Crystal Structure, Defects, Magnetic and Dielectric Properties of the Layered Bi3n+1Ti7Fe3n-3O9n+11 Perovskite-Anatase Intergrowths

Dmitry Batuk; Maria Batuk; Dmitry S Filimonov; Konstantin V Zakharov; Olga S Volkova; Alexander N Vasiliev; Oleg A Tyablikov; Joke Hadermann; Artem M Abakumov

doi:10.1021/acs.inorgchem.6b02559

Crystal Structure, Defects, Magnetic and Dielectric Properties of the Layered Bi_3n+1Ti₇Fe_3n-3O_9n+11 Perovskite-Anatase Intergrowths

Inorg Chem. 2017 Jan 17;56(2):931-942. doi: 10.1021/acs.inorgchem.6b02559. Epub 2016 Dec 23.

Authors

Dmitry Batuk¹, Maria Batuk¹, Dmitry S Filimonov², Konstantin V Zakharov³, Olga S Volkova^{3

4

5}, Alexander N Vasiliev^{3

4

5}, Oleg A Tyablikov², Joke Hadermann¹, Artem M Abakumov^{1

2

6}

Affiliations

¹ Electron Microscopy for Material Science (EMAT), University of Antwerp , Groenenborgerlaan 171, B-2020 Antwerp, Belgium.
² Chemistry Department, Moscow State University , 119991 Moscow, Russia.
³ Physics Department, Moscow State University , 119991 Moscow, Russia.
⁴ Theoretical Physics and Applied Mathematics Department, Ural Federal University , 620002 Ekaterinburg, Russia.
⁵ National University of Science and Technology "MISiS″ , 119049 Moscow, Russia.
⁶ Skolkovo Institute of Science and Technology , Nobel str. 3, 143026 Moscow, Russia.

PMID: 28009509
DOI: 10.1021/acs.inorgchem.6b02559

Abstract

The Bi_3n+1Ti₇Fe_3n-3O_9n+11 materials are built of (001)_p plane-parallel perovskite blocks with a thickness of n (Ti,Fe)O₆ octahedra, separated by periodic translational interfaces.
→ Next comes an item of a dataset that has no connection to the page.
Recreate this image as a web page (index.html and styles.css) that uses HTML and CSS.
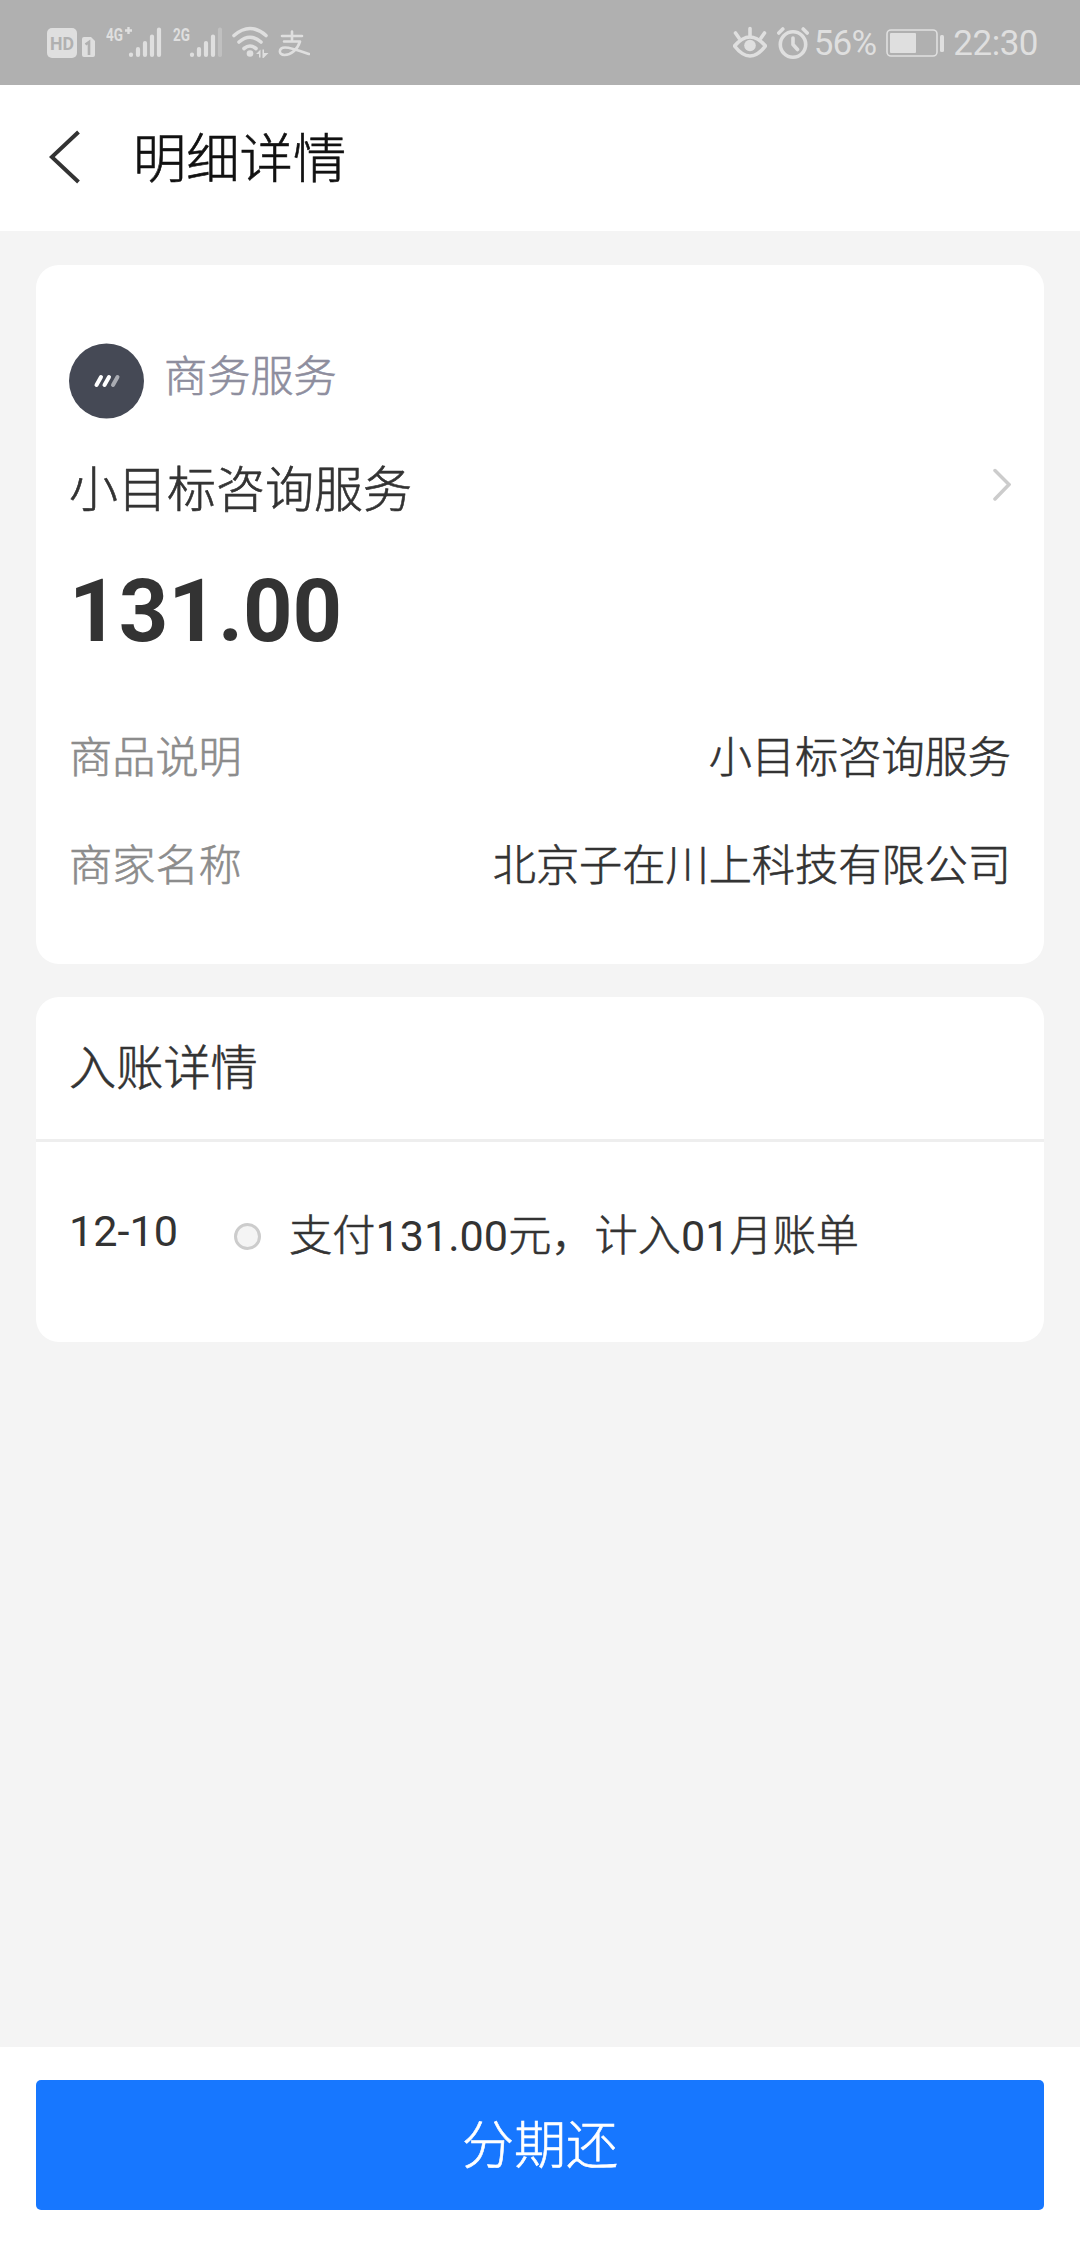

The interfaces are based on anatase-like chains of edge-sharing (Ti,Fe)O₆ octahedra. Together with the octahedra of the perovskite blocks, they create S-shaped tunnels stabilized by lone pair Bi³⁺ cations. In this work, the structure of the n = 4-6 Bi_3n+1Ti₇Fe_3n-3O_9n+11 homologues is analyzed in detail using advanced transmission electron microscopy, powder X-ray diffraction, and Mössbauer spectroscopy. The connectivity of the anatase-like chains to the perovskite blocks results in a 3a_p periodicity along the interfaces, so that they can be located either on top of each other or with shifts of ±a_p along [100]_p. The ordered arrangement of the interfaces gives rise to orthorhombic Immm and monoclinic A2/m polymorphs with the unit cell parameters a = 3a_p, b = b_p, c = 2(n + 1)c_p and a = 3a_p, b = b_p, c = 2(n + 1)c_p - a_p, respectively. While the n = 3 compound is orthorhombic, the monoclinic modification is more favorable in higher homologues. The Bi_3n+1Ti₇Fe_3n-3O_9n+11 structures demonstrate intricate patterns of atomic displacements in the perovskite blocks, which are supported by the stereochemical activity of the Bi³⁺ cations. These patterns are coupled to the cationic coordination of the oxygen atoms in the (Ti,Fe)O₂ layers at the border of the perovskite blocks. The coupling is strong in the n = 3, 4 homologues, but gradually reduces with the increasing thickness of the perovskite blocks, so that, in the n = 6 compound, the dominant mode of atomic displacements is aligned along the interface planes. The displacements in the adjacent perovskite blocks tend to order antiparallel, resulting in an overall antipolar structure. The Bi_3n+1Ti₇Fe_3n-3O_9n+11 materials demonstrate an unusual diversity of structure defects. The n = 4-6 homologues are robust antiferromagnets below T_N = 135, 220, and 295 K, respectively. They show a high dielectric constant that weakly increases with temperature and is relatively insensitive to the Ti/Fe ratio.